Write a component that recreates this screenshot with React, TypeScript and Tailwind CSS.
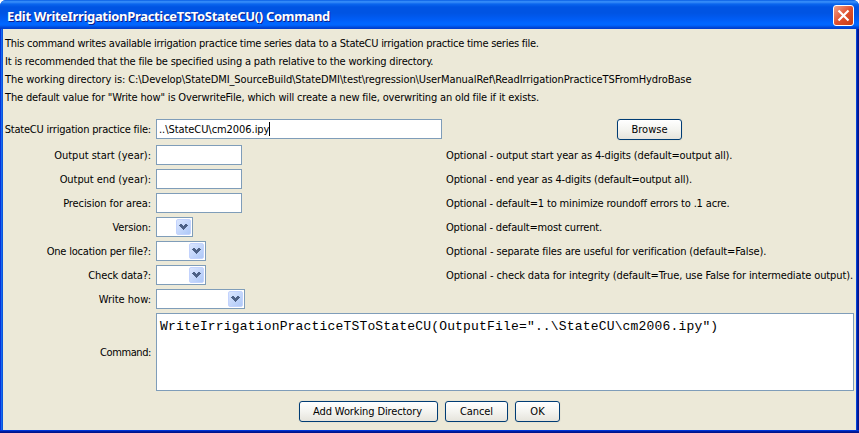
import type { ReactNode } from "react";

const INTRO = [
  {
    text: "This command writes available irrigation practice time series data to a StateCU irrigation practice time series file.",
    tracking: "tracking-[-0.262px]",
  },
  {
    text: "It is recommended that the file be specified using a path relative to the working directory.",
    tracking: "tracking-[-0.187px]",
  },
  {
    text: "The working directory is: C:\\Develop\\StateDMI_SourceBuild\\StateDMI\\test\\regression\\UserManualRef\\ReadIrrigationPracticeTSFromHydroBase",
    tracking: "tracking-[-0.093px]",
  },
  {
    text: 'The default value for "Write how" is OverwriteFile, which will create a new file, overwriting an old file if it exists.',
    tracking: "tracking-[-0.162px]",
  },
];

function Row({
  label,
  labelClass = "",
  note,
  noteClass = "",
  children,
}: {
  label: string;
  labelClass?: string;
  note?: string;
  noteClass?: string;
  children: ReactNode;
}) {
  return (
    <div className="flex h-5 items-center">
      <div className={"w-[148px] shrink-0 pt-[2px] text-right " + labelClass}>{label}</div>
      <div className="ml-[5px] w-[290px] shrink-0">{children}</div>
      {note && <div className={"pt-[2px] " + noteClass}>{note}</div>}
    </div>
  );
}

function TextBox() {
  return <input className="block h-5 w-[86px] border border-[#7f9db9] bg-white outline-none" />;
}

function Combo({ width }: { width: string }) {
  return (
    <div className={"flex h-5 justify-end border border-[#7f9db9] bg-white p-px " + width}>
      <div className="flex h-4 w-[15px] items-center justify-center rounded-[2px] border border-[#c3d3fd] bg-linear-to-br from-[#dbe6fe] to-[#aec8f7]">
        <svg width="9" height="6" viewBox="0 0 9 6" shapeRendering="crispEdges" fill="#4d6185">
          <path d="M1 0h2v1h1v1h1v-1h1v-1h2v1h1v1h-1v1h-1v1h-1v1h-1v1h-1v-1h-1v-1h-1v-1h-1v-1h-1v-1h1z" />
        </svg>
      </div>
    </div>
  );
}

function Button({ className, children }: { className: string; children: string }) {
  return (
    <button
      className={
        "flex h-[21px] items-center justify-center rounded-[3px] border border-[#003c74] bg-linear-to-b from-white via-[#f4f4f0] to-[#e6e4dc] shadow-[0_0_0_1px_#e6e3d3] " +
        className
      }
    >
      {children}
    </button>
  );
}

export default function App() {
  return (
    <div className="h-[433px] w-[859px] bg-white font-['DejaVu_Sans_Condensed','DejaVu_Sans',sans-serif] text-[11px] leading-[18px] whitespace-nowrap text-black">
      <div className="flex h-full flex-col overflow-hidden rounded-t-[6px] bg-[#0344dc]">
        <header className="flex h-[29px] shrink-0 items-center justify-between bg-[linear-gradient(180deg,#0050dc_0px,#2a86f8_1px,#3a8ef8_2px,#0a66ee_4px,#0054e3_7px,#0054e3_13px,#005cf4_19px,#0066ff_23px,#0066ff_25px,#005bf0_26px,#0042cf_28px,#003dd0_29px)] pr-[5px] pl-[7px]">
          <h1 className="mt-[3px] font-['Noto_Sans',sans-serif] text-[13px] font-bold tracking-[-0.322px] text-white [text-shadow:1px_1px_0_#0f1f8c]">
            Edit WriteIrrigationPracticeTSToStateCU() Command
          </h1>
          <button className="mt-[2px] flex size-[21px] items-center justify-center rounded-[3px] border border-white bg-linear-to-br from-[#f0a088] via-[#e0502e] to-[#c83c10]">
            <svg width="13" height="13" viewBox="0 0 13 13" stroke="#fff" strokeWidth="2.2">
              <path d="M1.5 1.5l10 10M11.5 1.5l-10 10" />
            </svg>
          </button>
        </header>

        <div className="flex min-h-0 flex-1 border-b border-[#0036d8]">
          <div className="w-[3px] shrink-0 bg-[linear-gradient(90deg,#0831d9_1px,#166aee_1px,#166aee_2px,#0855dd_2px)]" />
          <main className="flex-1 bg-[#ece9d8] pt-[6px]">
            {INTRO.map((line) => (
              <p key={line.text} className={"h-[18px] pl-[2px] " + line.tracking}>
                {line.text}
              </p>
            ))}

            <div className="mt-3 flex h-5 items-center">
              <div className="w-[148px] shrink-0 pt-[2px] text-right tracking-[-0.2px]">
                StateCU irrigation practice file:
              </div>
              <div className="ml-[5px] flex h-5 w-[286px] shrink-0 items-center border border-[#7f9db9] bg-white pl-[2px] tracking-[-0.06px]">
                <span className="pt-[2px]">..\StateCU\cm2006.ipy</span>
                <span className="h-[14px] w-px bg-black" />
              </div>
              <Button className="mt-px ml-[175px] w-[65px]">Browse</Button>
            </div>

            <div className="mt-[6px] flex flex-col gap-1">
              <Row
                label="Output start (year):"
                note="Optional - output start year as 4-digits (default=output all)."
                noteClass="tracking-[-0.135px]"
              >
                <TextBox />
              </Row>
              <Row
                label="Output end (year):"
                labelClass="tracking-[-0.06px]"
                note="Optional - end year as 4-digits (default=output all)."
                noteClass="tracking-[-0.16px]"
              >
                <TextBox />
              </Row>
              <Row
                label="Precision for area:"
                labelClass="tracking-[-0.08px]"
                note="Optional - default=1 to minimize roundoff errors to .1 acre."
                noteClass="tracking-[-0.155px]"
              >
                <TextBox />
              </Row>
              <Row
                label="Version:"
                labelClass="tracking-[-0.15px]"
                note="Optional - default=most current."
                noteClass="tracking-[-0.17px]"
              >
                <Combo width="w-[37px]" />
              </Row>
              <Row
                label="One location per file?:"
                labelClass="tracking-[-0.2px]"
                note="Optional - separate files are useful for verification (default=False)."
                noteClass="tracking-[-0.115px]"
              >
                <Combo width="w-[50px]" />
              </Row>
              <Row
                label="Check data?:"
                labelClass="tracking-[-0.15px]"
                note="Optional - check data for integrity (default=True, use False for intermediate output)."
                noteClass="tracking-[-0.115px]"
              >
                <Combo width="w-[50px]" />
              </Row>
              <Row label="Write how:">
                <Combo width="w-[89px]" />
              </Row>
            </div>

            <div className="mt-1 flex h-[78px] items-center">
              <div className="w-[148px] shrink-0 pt-px text-right tracking-[-0.4px]">Command:</div>
              <div className="ml-[5px] h-full w-[698px] border border-[#7f9db9] bg-white pt-[4px] pl-[3px] font-['Liberation_Mono',monospace] text-[13px] leading-[18px] tracking-[0.175px]">
                {'WriteIrrigationPracticeTSToStateCU(OutputFile="..\\StateCU\\cm2006.ipy")'}
              </div>
            </div>

            <div className="mt-[10px] flex gap-[7px] pl-[296px]">
              <Button className="w-[139px] pr-[2px] tracking-[-0.11px]">Add Working Directory</Button>
              <Button className="w-[63px] tracking-[-0.09px]">Cancel</Button>
              <Button className="w-[45px] tracking-[0.2px]">OK</Button>
            </div>
          </main>
          <div className="w-[3px] shrink-0 bg-[linear-gradient(90deg,#0441d8_1px,#001ea0_1px,#001ea0_2px,#00138c_2px)]" />
        </div>
        <div className="h-[2px] shrink-0 bg-[linear-gradient(180deg,#001ea0_1px,#00138c_1px)]" />
      </div>
    </div>
  );
}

********************

**EXERCISE DIRECTIONS**
Word for word, quote the lines above. Omit the pictures.

**RESPONSE TO THIS EXERCISE**
Write a component that recreates this screenshot with React, TypeScript and Tailwind CSS.
import type { ReactNode } from "react";

const INTRO = [
  {
    text: "This command writes available irrigation practice time series data to a StateCU irrigation practice time series file.",
    tracking: "tracking-[-0.262px]",
  },
  {
    text: "It is recommended that the file be specified using a path relative to the working directory.",
    tracking: "tracking-[-0.187px]",
  },
  {
    text: "The working directory is: C:\\Develop\\StateDMI_SourceBuild\\StateDMI\\test\\regression\\UserManualRef\\ReadIrrigationPracticeTSFromHydroBase",
    tracking: "tracking-[-0.093px]",
  },
  {
    text: 'The default value for "Write how" is OverwriteFile, which will create a new file, overwriting an old file if it exists.',
    tracking: "tracking-[-0.162px]",
  },
];

function Row({
  label,
  labelClass = "",
  note,
  noteClass = "",
  children,
}: {
  label: string;
  labelClass?: string;
  note?: string;
  noteClass?: string;
  children: ReactNode;
}) {
  return (
    <div className="flex h-5 items-center">
      <div className={"w-[148px] shrink-0 pt-[2px] text-right " + labelClass}>{label}</div>
      <div className="ml-[5px] w-[290px] shrink-0">{children}</div>
      {note && <div className={"pt-[2px] " + noteClass}>{note}</div>}
    </div>
  );
}

function TextBox() {
  return <input className="block h-5 w-[86px] border border-[#7f9db9] bg-white outline-none" />;
}

function Combo({ width }: { width: string }) {
  return (
    <div className={"flex h-5 justify-end border border-[#7f9db9] bg-white p-px " + width}>
      <div className="flex h-4 w-[15px] items-center justify-center rounded-[2px] border border-[#c3d3fd] bg-linear-to-br from-[#dbe6fe] to-[#aec8f7]">
        <svg width="9" height="6" viewBox="0 0 9 6" shapeRendering="crispEdges" fill="#4d6185">
          <path d="M1 0h2v1h1v1h1v-1h1v-1h2v1h1v1h-1v1h-1v1h-1v1h-1v1h-1v-1h-1v-1h-1v-1h-1v-1h-1v-1h1z" />
        </svg>
      </div>
    </div>
  );
}

function Button({ className, children }: { className: string; children: string }) {
  return (
    <button
      className={
        "flex h-[21px] items-center justify-center rounded-[3px] border border-[#003c74] bg-linear-to-b from-white via-[#f4f4f0] to-[#e6e4dc] shadow-[0_0_0_1px_#e6e3d3] " +
        className
      }
    >
      {children}
    </button>
  );
}

export default function App() {
  return (
    <div className="h-[433px] w-[859px] bg-white font-['DejaVu_Sans_Condensed','DejaVu_Sans',sans-serif] text-[11px] leading-[18px] whitespace-nowrap text-black">
      <div className="flex h-full flex-col overflow-hidden rounded-t-[6px] bg-[#0344dc]">
        <header className="flex h-[29px] shrink-0 items-center justify-between bg-[linear-gradient(180deg,#0050dc_0px,#2a86f8_1px,#3a8ef8_2px,#0a66ee_4px,#0054e3_7px,#0054e3_13px,#005cf4_19px,#0066ff_23px,#0066ff_25px,#005bf0_26px,#0042cf_28px,#003dd0_29px)] pr-[5px] pl-[7px]">
          <h1 className="mt-[3px] font-['Noto_Sans',sans-serif] text-[13px] font-bold tracking-[-0.322px] text-white [text-shadow:1px_1px_0_#0f1f8c]">
            Edit WriteIrrigationPracticeTSToStateCU() Command
          </h1>
          <button className="mt-[2px] flex size-[21px] items-center justify-center rounded-[3px] border border-white bg-linear-to-br from-[#f0a088] via-[#e0502e] to-[#c83c10]">
            <svg width="13" height="13" viewBox="0 0 13 13" stroke="#fff" strokeWidth="2.2">
              <path d="M1.5 1.5l10 10M11.5 1.5l-10 10" />
            </svg>
          </button>
        </header>

        <div className="flex min-h-0 flex-1 border-b border-[#0036d8]">
          <div className="w-[3px] shrink-0 bg-[linear-gradient(90deg,#0831d9_1px,#166aee_1px,#166aee_2px,#0855dd_2px)]" />
          <main className="flex-1 bg-[#ece9d8] pt-[6px]">
            {INTRO.map((line) => (
              <p key={line.text} className={"h-[18px] pl-[2px] " + line.tracking}>
                {line.text}
              </p>
            ))}

            <div className="mt-3 flex h-5 items-center">
              <div className="w-[148px] shrink-0 pt-[2px] text-right tracking-[-0.2px]">
                StateCU irrigation practice file:
              </div>
              <div className="ml-[5px] flex h-5 w-[286px] shrink-0 items-center border border-[#7f9db9] bg-white pl-[2px] tracking-[-0.06px]">
                <span className="pt-[2px]">..\StateCU\cm2006.ipy</span>
                <span className="h-[14px] w-px bg-black" />
              </div>
              <Button className="mt-px ml-[175px] w-[65px]">Browse</Button>
            </div>

            <div className="mt-[6px] flex flex-col gap-1">
              <Row
                label="Output start (year):"
                note="Optional - output start year as 4-digits (default=output all)."
                noteClass="tracking-[-0.135px]"
              >
                <TextBox />
              </Row>
              <Row
                label="Output end (year):"
                labelClass="tracking-[-0.06px]"
                note="Optional - end year as 4-digits (default=output all)."
                noteClass="tracking-[-0.16px]"
              >
                <TextBox />
              </Row>
              <Row
                label="Precision for area:"
                labelClass="tracking-[-0.08px]"
                note="Optional - default=1 to minimize roundoff errors to .1 acre."
                noteClass="tracking-[-0.155px]"
              >
                <TextBox />
              </Row>
              <Row
                label="Version:"
                labelClass="tracking-[-0.15px]"
                note="Optional - default=most current."
                noteClass="tracking-[-0.17px]"
              >
                <Combo width="w-[37px]" />
              </Row>
              <Row
                label="One location per file?:"
                labelClass="tracking-[-0.2px]"
                note="Optional - separate files are useful for verification (default=False)."
                noteClass="tracking-[-0.115px]"
              >
                <Combo width="w-[50px]" />
              </Row>
              <Row
                label="Check data?:"
                labelClass="tracking-[-0.15px]"
                note="Optional - check data for integrity (default=True, use False for intermediate output)."
                noteClass="tracking-[-0.115px]"
              >
                <Combo width="w-[50px]" />
              </Row>
              <Row label="Write how:">
                <Combo width="w-[89px]" />
              </Row>
            </div>

            <div className="mt-1 flex h-[78px] items-center">
              <div className="w-[148px] shrink-0 pt-px text-right tracking-[-0.4px]">Command:</div>
              <div className="ml-[5px] h-full w-[698px] border border-[#7f9db9] bg-white pt-[4px] pl-[3px] font-['Liberation_Mono',monospace] text-[13px] leading-[18px] tracking-[0.175px]">
                {'WriteIrrigationPracticeTSToStateCU(OutputFile="..\\StateCU\\cm2006.ipy")'}
              </div>
            </div>

            <div className="mt-[10px] flex gap-[7px] pl-[296px]">
              <Button className="w-[139px] pr-[2px] tracking-[-0.11px]">Add Working Directory</Button>
              <Button className="w-[63px] tracking-[-0.09px]">Cancel</Button>
              <Button className="w-[45px] tracking-[0.2px]">OK</Button>
            </div>
          </main>
          <div className="w-[3px] shrink-0 bg-[linear-gradient(90deg,#0441d8_1px,#001ea0_1px,#001ea0_2px,#00138c_2px)]" />
        </div>
        <div className="h-[2px] shrink-0 bg-[linear-gradient(180deg,#001ea0_1px,#00138c_1px)]" />
      </div>
    </div>
  );
}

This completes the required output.